Categorical Logarithmic Hodge Theory, I

TL;DR

This paper introduces a new logarithmic quasicoherent category associated with a smooth open algebraic variety and its toroidal compactification, linking it to logarithmic Hodge theory and Hochschild homology.

Contribution

It defines a novel categorical framework for logarithmic Hodge theory, establishes its Hochschild homology correspondence with log-forms, and proves derived invariance under toroidal modifications.

Findings

Hochschild homology matches log-forms on the compactification.

The noncommutative Hodge-to de Rham sequence recovers log Hodge structures.

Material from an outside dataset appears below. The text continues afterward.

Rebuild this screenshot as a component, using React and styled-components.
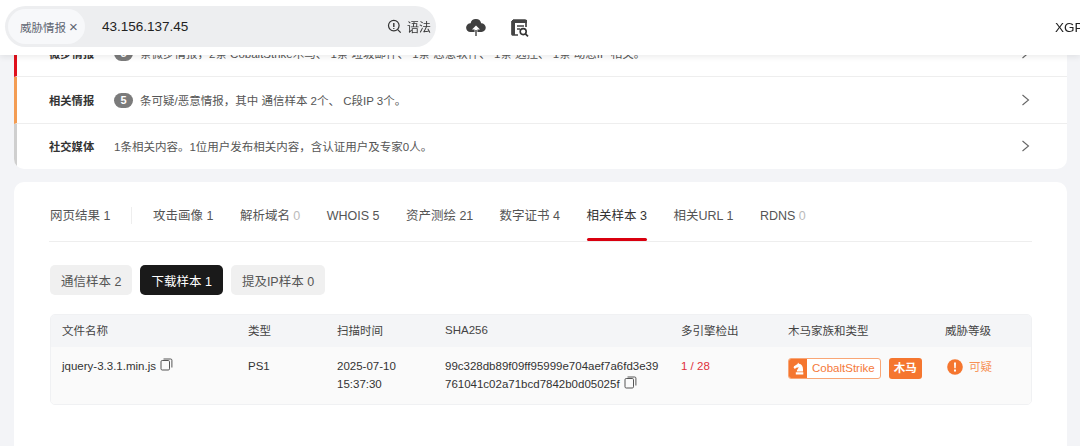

Derived invariance under toroidal changes of compactification.

Abstract

We write down a new "logarithmic" quasicoherent category $\operatorname{Qcoh}_{log}(U, X, D)$ attached to a smooth open algebraic variety $U$ with toroidal compactification $X$ and boundary divisor $D$. This is a (large) symmetric monoidal Abelian category, which we argue can be thought of as the categorical substrate for logarithmic Hodge theory of $U$. We show that its Hochschild homology theory coincides with the theory of log-forms on $X$ with logarithmic structure induced by $D$, and in particular, that the noncommutative Hodge-to de Rham sequence on $\operatorname{Qcoh}_{log}(U, X, D)$ recovers known log Hodge structure on the de Rham cohomology of the open variety $U$. As an application, we compute the Hochschild homology of the category of coherent sheaves on the infinite root stack of Talpo and Vistoli in the toroidal setting. We prove a derived invariance result for this theory: namely, that strictly toroidal changes of compactification do not change the derived category of $\operatorname{Qcoh}_{log}(U, X, D)$. The definition is motivated by the coherent object appearing in the author's microlocal mirror symmetry result [20]. In this paper, the first in a series, we work over an algebraically closed field of characteristic zero. The next installment will develop the characteristic p and mixed-characteristic theories.